**WHAT TO WORK ON:** Every line holding the string "Recreate" should be gathered.

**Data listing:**
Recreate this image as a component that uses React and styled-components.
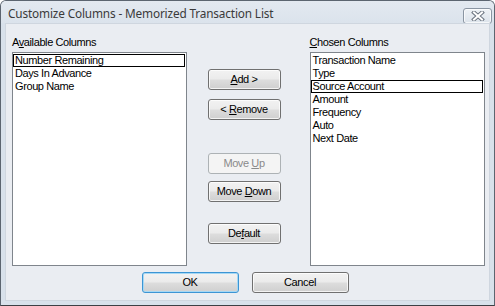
import React from "react";
import styled, { createGlobalStyle, css } from "styled-components";

const Global = createGlobalStyle`
  html, body { margin: 0; padding: 0; background: #ffffff; }
  * { box-sizing: border-box; }
`;

const Window = styled.div`
  width: 495px;
  height: 306px;
  display: flex;
  flex-direction: column;
  background: #d8e1eb;
  border: 1px solid #5c6570;
  border-bottom-color: #3c3f44;
  border-radius: 6px 6px 0 0;
  padding: 0 4px 4px 4px;
  overflow: hidden;
`;

const TitleBar = styled.div`
  height: 22px;
  flex: none;
  display: flex;
  align-items: center;
  justify-content: space-between;
  background: linear-gradient(#e3e9f0, #dbe3ec);
  margin: 0 -4px;
  padding-left: 7px;
  padding-right: 2px;
`;

const Title = styled.span`
  font-family: "Noto Sans", "Open Sans", sans-serif;
  font-size: 11.8px;
  color: #3a3a3a;
  letter-spacing: -0.15px;
  line-height: 1;
  margin-top: 3px;
`;

const CloseButton = styled.div`
  width: 29px;
  height: 16px;
  margin-top: 7px;
  border: 1px solid #8a95a2;
  border-radius: 3px;
  background: linear-gradient(#eef2f6, #dce3eb);
  box-shadow: inset 0 0 0 1px rgba(255, 255, 255, 0.7);
  display: flex;
  align-items: center;
  justify-content: center;
`;

const Body = styled.div`
  flex: 1;
  background: #eaedf2;
  border: 1px solid #cfd6df;
  display: flex;
  flex-direction: column;
  padding: 12px 4px 0 5px;
`;

const Columns = styled.div`
  display: flex;
  align-items: flex-start;
`;

const ListColumn = styled.div`
  width: ${(p) => p.$w}px;
  display: flex;
  flex-direction: column;
  margin-left: ${(p) => p.$ml || 0}px;
`;

const textFont = css`
  font-family: "Liberation Sans", Arial, sans-serif;
  font-size: 11px;
  letter-spacing: -0.4px;
  color: #000;
`;

const Label = styled.div`
  ${textFont}
  line-height: 13px;
  height: 13px;
  margin-bottom: 3px;
`;

const Key = styled.span`
  text-decoration: underline;
  text-underline-offset: 1px;
`;

const ListBox = styled.div`
  height: 214px;
  background: #ffffff;
  border: 1px solid #7f858c;
  padding-top: 1px;
  display: flex;
  flex-direction: column;
`;

const Item = styled.div`
  ${textFont}
  height: 13px;
  line-height: 11px;
  padding-left: 1px;
  margin-right: 1px;
  border: 1px solid transparent;
  ${(p) =>
    p.$focus &&
    css`
      border-color: #000;
    `}
`;

const ButtonColumn = styled.div`
  width: 73px;
  margin-left: 21px;
  padding-top: 33px;
  display: flex;
  flex-direction: column;
`;

const Button = styled.button`
  ${textFont}
  width: ${(p) => p.$w || 73}px;
  height: 21px;
  margin: 0;
  margin-top: ${(p) => p.$mt || 0}px;
  padding: 0 0 1px 0;
  border: 1px solid #707070;
  border-radius: 3px;
  background: linear-gradient(#f2f2f2 0%, #ebebeb 48%, #dddddd 52%, #cfcfcf 100%);
  box-shadow: inset 0 0 0 1px rgba(255, 255, 255, 0.75);
  cursor: default;
  ${(p) =>
    p.$default &&
    css`
      border-color: #3c95d4;
      box-shadow: inset 0 0 0 1px #a6d8f4;
    `}
  ${(p) =>
    p.disabled &&
    css`
      color: #8a8a8a;
      border-color: #adb2b5;
      background: #f4f4f4;
      box-shadow: none;
    `}
`;

const Footer = styled.div`
  display: flex;
  justify-content: center;
  gap: 13px;
  margin-top: 6px;
  padding-right: 6px;
`;

const available = ["Number Remaining", "Days In Advance", "Group Name"];
const chosen = [
  "Transaction Name",
  "Type",
  "Source Account",
  "Amount",
  "Frequency",
  "Auto",
  "Next Date",
];

export default function App() {
  return (
    <>
      <Global />
      <Window>
        <TitleBar>
          <Title>Customize Columns - Memorized Transaction List</Title>
          <CloseButton>
            <svg width="14" height="10" viewBox="0 0 14 10">
              <path d="M3 1.5 L11 8.5 M11 1.5 L3 8.5" stroke="#6d7682" strokeWidth="4" strokeLinecap="square" fill="none" />
              <path d="M3 1.5 L11 8.5 M11 1.5 L3 8.5" stroke="#ffffff" strokeWidth="2" strokeLinecap="square" fill="none" />
            </svg>
          </CloseButton>
        </TitleBar>
        <Body>
          <Columns>
            <ListColumn $w={175} $ml={1}>
              <Label>
                A<Key>v</Key>ailable Columns
              </Label>
              <ListBox>
                {available.map((t, i) => (
                  <Item key={t} $focus={i === 0}>
                    {t}
                  </Item>
                ))}
              </ListBox>
            </ListColumn>
            <ButtonColumn>
              <Button>
                <Key>A</Key>dd &gt;
              </Button>
              <Button $mt={9}>
                &lt; <Key>R</Key>emove
              </Button>
              <Button $mt={33} disabled>
                Move <Key>U</Key>p
              </Button>
              <Button $mt={7}>
                Move <Key>D</Key>own
              </Button>
              <Button $mt={21}>
                De<Key>f</Key>ault
              </Button>
            </ButtonColumn>
            <ListColumn $w={176} $ml={29}>
              <Label>
                <Key>C</Key>hosen Columns
              </Label>
              <ListBox>
                {chosen.map((t, i) => (
                  <Item key={t} $focus={i === 2}>
                    {t}
                  </Item>
                ))}
              </ListBox>
            </ListColumn>
          </Columns>
          <Footer>
            <Button $w={97} $default>
              OK
            </Button>
            <Button $w={97}>Cancel</Button>
          </Footer>
        </Body>
      </Window>
    </>
  );
}
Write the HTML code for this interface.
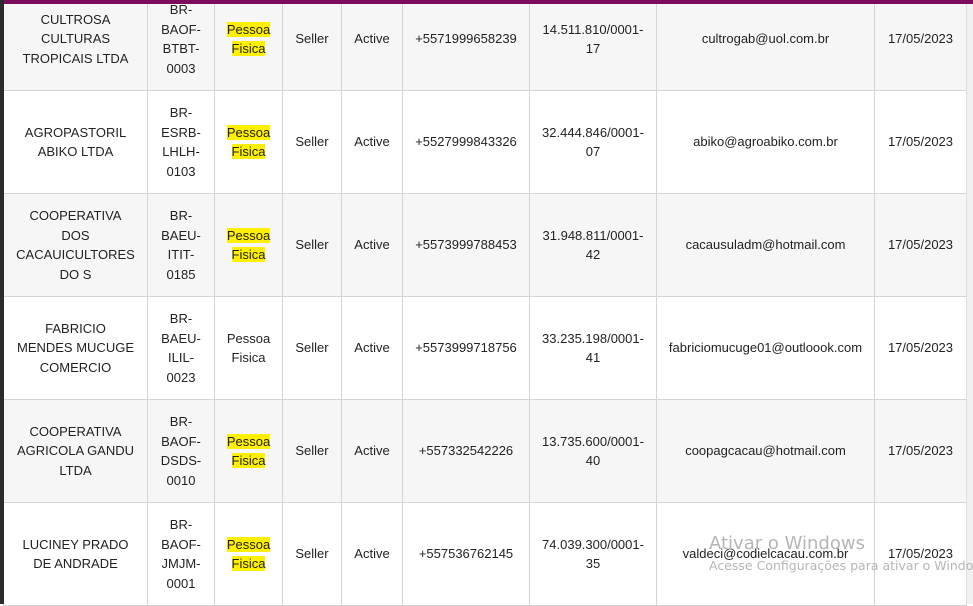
<!DOCTYPE html>
<html><head><meta charset="utf-8"><style>
html,body{margin:0;padding:0;width:973px;height:604px;overflow:hidden;background:#fff;font-family:"Liberation Sans",Arial,sans-serif;}
.left{position:absolute;left:0;top:0;width:4px;height:604px;background:#2b2b2b;z-index:3}
.top{position:absolute;left:0;top:0;width:973px;height:4px;background:#7b0c5c;z-index:3}
.right{position:absolute;left:966px;top:0;width:7px;height:604px;background:#f1f1f1;border-left:1px solid #ddd;z-index:2}
table{position:absolute;left:3px;top:-13px;border-collapse:collapse;table-layout:fixed;font-size:13px;color:#222;}
td{border:1px solid #d4d4d4;text-align:center;vertical-align:middle;height:103px;padding:0 6px;line-height:19.5px;box-sizing:border-box;}
td:first-child{padding:0 12px}
tr:nth-child(odd) td{background:#f6f6f6}
.h{background:#ffef00;}
.wm{position:absolute;left:709px;top:535px;color:#b5b5b5;z-index:4;white-space:nowrap;font-family:"DejaVu Sans",sans-serif}
.wm1{font-size:18px;top:533px}
.wm2{font-size:12.5px;top:558px}
</style></head><body>
<div class="top"></div><div class="left"></div><div class="right"></div>
<table>
<colgroup><col style="width:144px"><col style="width:67px"><col style="width:68px"><col style="width:59px"><col style="width:61px"><col style="width:127px"><col style="width:127px"><col style="width:218px"><col style="width:92px"></colgroup>
<tr><td>CULTROSA CULTURAS TROPICAIS LTDA</td><td>BR-<br>BAOF-<br>BTBT-<br>0003</td><td><span class="h">Pessoa</span><br><span class="h">Fisica</span></td><td>Seller</td><td>Active</td><td>+5571999658239</td><td>14.511.810/0001-17</td><td>cultrogab@uol.com.br</td><td>17/05/2023</td></tr>
<tr><td>AGROPASTORIL ABIKO LTDA</td><td>BR-<br>ESRB-<br>LHLH-<br>0103</td><td><span class="h">Pessoa</span><br><span class="h">Fisica</span></td><td>Seller</td><td>Active</td><td>+5527999843326</td><td>32.444.846/0001-07</td><td>abiko@agroabiko.com.br</td><td>17/05/2023</td></tr>
<tr><td>COOPERATIVA<br>DOS<br>CACAUICULTORES<br>DO S</td><td>BR-<br>BAEU-<br>ITIT-<br>0185</td><td><span class="h">Pessoa</span><br><span class="h">Fisica</span></td><td>Seller</td><td>Active</td><td>+5573999788453</td><td>31.948.811/0001-42</td><td>cacausuladm@hotmail.com</td><td>17/05/2023</td></tr>
<tr><td>FABRICIO<br>MENDES MUCUGE<br>COMERCIO</td><td>BR-<br>BAEU-<br>ILIL-<br>0023</td><td>Pessoa<br>Fisica</td><td>Seller</td><td>Active</td><td>+5573999718756</td><td>33.235.198/0001-41</td><td>fabriciomucuge01@outloook.com</td><td>17/05/2023</td></tr>
<tr><td>COOPERATIVA<br>AGRICOLA GANDU<br>LTDA</td><td>BR-<br>BAOF-<br>DSDS-<br>0010</td><td><span class="h">Pessoa</span><br><span class="h">Fisica</span></td><td>Seller</td><td>Active</td><td>+557332542226</td><td>13.735.600/0001-40</td><td>coopagcacau@hotmail.com</td><td>17/05/2023</td></tr>
<tr><td>LUCINEY PRADO<br>DE ANDRADE</td><td>BR-<br>BAOF-<br>JMJM-<br>0001</td><td><span class="h">Pessoa</span><br><span class="h">Fisica</span></td><td>Seller</td><td>Active</td><td>+557536762145</td><td>74.039.300/0001-35</td><td>valdeci@codielcacau.com.br</td><td>17/05/2023</td></tr>
</table>
<div class="wm wm1">Ativar o Windows</div>
<div class="wm wm2">Acesse Configurações para ativar o Windows</div>
</body></html>
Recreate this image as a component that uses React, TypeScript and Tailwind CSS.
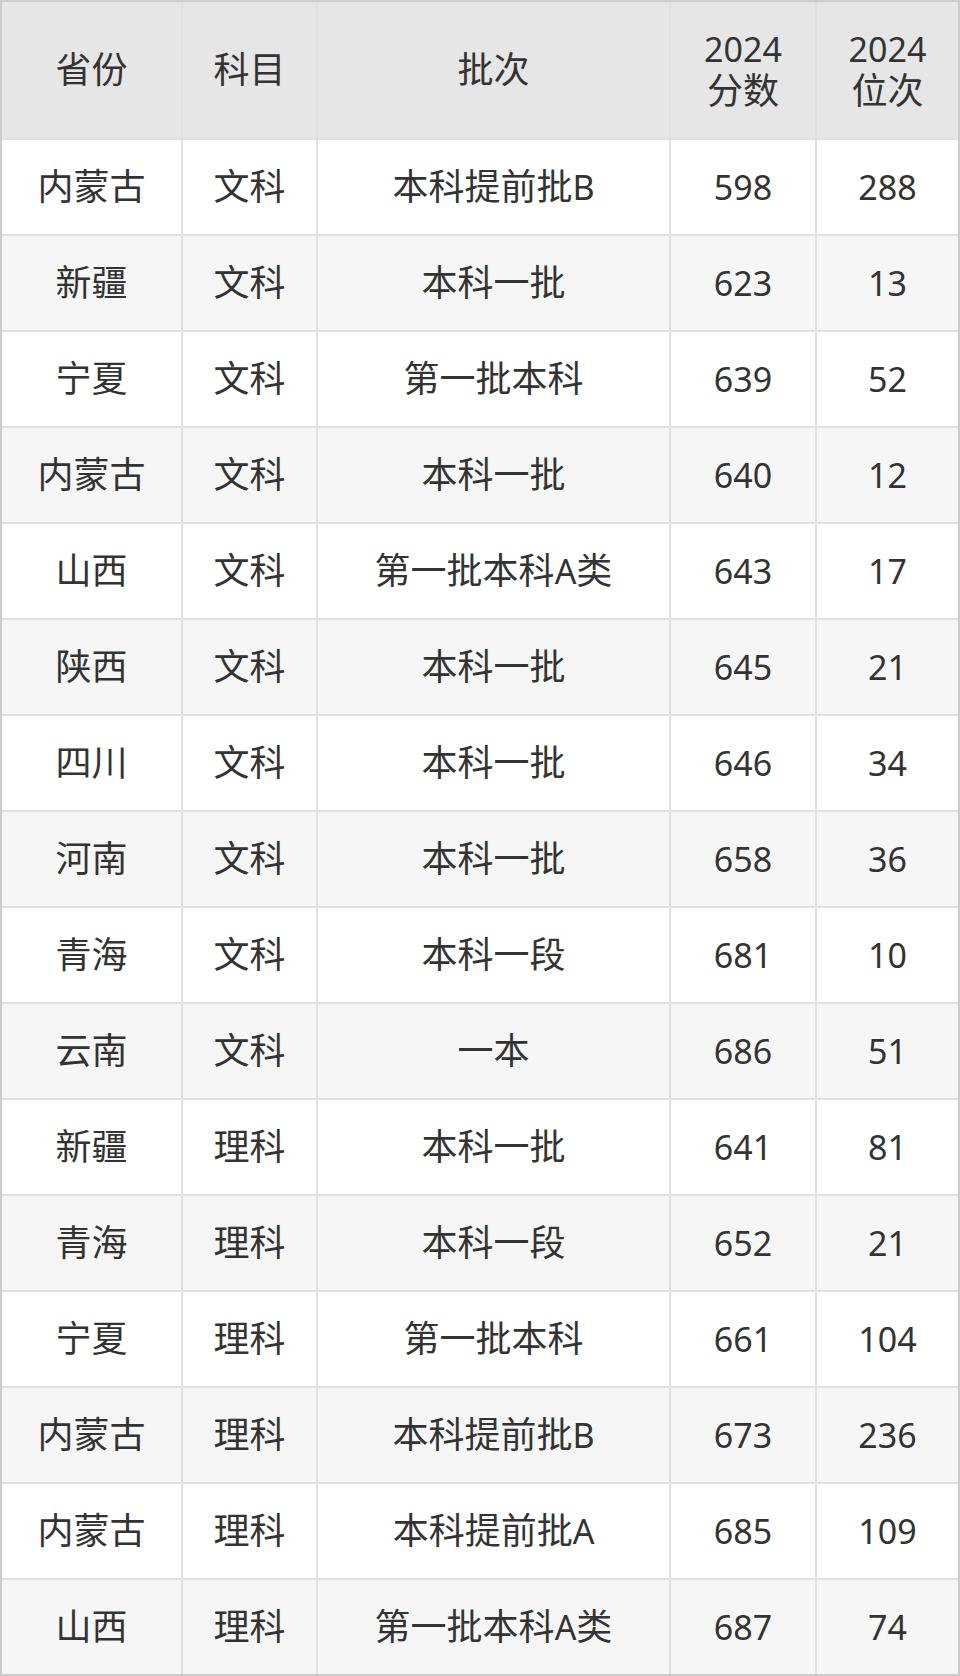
type Row = {
  province: string;
  subject: string;
  batch: string;
  score: string;
  rank: string;
};

const rows: Row[] = [
  { province: "内蒙古", subject: "文科", batch: "本科提前批B", score: "598", rank: "288" },
  { province: "新疆", subject: "文科", batch: "本科一批", score: "623", rank: "13" },
  { province: "宁夏", subject: "文科", batch: "第一批本科", score: "639", rank: "52" },
  { province: "内蒙古", subject: "文科", batch: "本科一批", score: "640", rank: "12" },
  { province: "山西", subject: "文科", batch: "第一批本科A类", score: "643", rank: "17" },
  { province: "陕西", subject: "文科", batch: "本科一批", score: "645", rank: "21" },
  { province: "四川", subject: "文科", batch: "本科一批", score: "646", rank: "34" },
  { province: "河南", subject: "文科", batch: "本科一批", score: "658", rank: "36" },
  { province: "青海", subject: "文科", batch: "本科一段", score: "681", rank: "10" },
  { province: "云南", subject: "文科", batch: "一本", score: "686", rank: "51" },
  { province: "新疆", subject: "理科", batch: "本科一批", score: "641", rank: "81" },
  { province: "青海", subject: "理科", batch: "本科一段", score: "652", rank: "21" },
  { province: "宁夏", subject: "理科", batch: "第一批本科", score: "661", rank: "104" },
  { province: "内蒙古", subject: "理科", batch: "本科提前批B", score: "673", rank: "236" },
  { province: "内蒙古", subject: "理科", batch: "本科提前批A", score: "685", rank: "109" },
  { province: "山西", subject: "理科", batch: "第一批本科A类", score: "687", rank: "74" },
];

const headers = ["省份", "科目", "批次", "2024\n分数", "2024\n位次"];

// CJK glyphs in the reference run a touch larger than the Latin digits
function Text({ value }: { value: string }) {
  const parts = value.split(/([\u4e00-\u9fff]+)/).filter(Boolean);
  return (
    <>
      {parts.map((p, i) =>
        /[\u4e00-\u9fff]/.test(p) ? (
          <span key={i} className="text-[36px]">
            {p}
          </span>
        ) : (
          <span key={i}>{p}</span>
        )
      )}
    </>
  );
}

export default function App() {
  return (
    <div
      className="w-[960px] text-[#333333] text-[34px] leading-[1.2]"
      style={{ fontFamily: '"Noto Sans", "Noto Sans CJK SC", sans-serif' }}
    >
      <div className="border-2 border-[#cccccc]">
        <div className="grid grid-cols-[179px_133px_351px_144px_141px] gap-[2px] bg-[#e0e0e0]">
          {headers.map((h) => (
            <div
              key={h}
              className="h-[136px] bg-[#e6e6e6] flex flex-col items-center justify-center text-center leading-[41px]"
            >
              {h.split("\n").map((line) => (
                <div key={line}>
                  <Text value={line} />
                </div>
              ))}
            </div>
          ))}
          {rows.map((r, i) => {
            const bg = i % 2 === 0 ? "bg-white" : "bg-[#f6f6f6]";
            return [r.province, r.subject, r.batch, r.score, r.rank].map((v, j) => (
              <div
                key={`${i}-${j}`}
                className={`h-[94px] flex items-center justify-center text-center ${bg}`}
              >
                <Text value={v} />
              </div>
            ));
          })}
        </div>
      </div>
    </div>
  );
}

**WRITTEN ANSWER:**
Recreate this image as a component that uses React and styled-components.
Recreate this image as a component that uses React, TypeScript and Tailwind CSS.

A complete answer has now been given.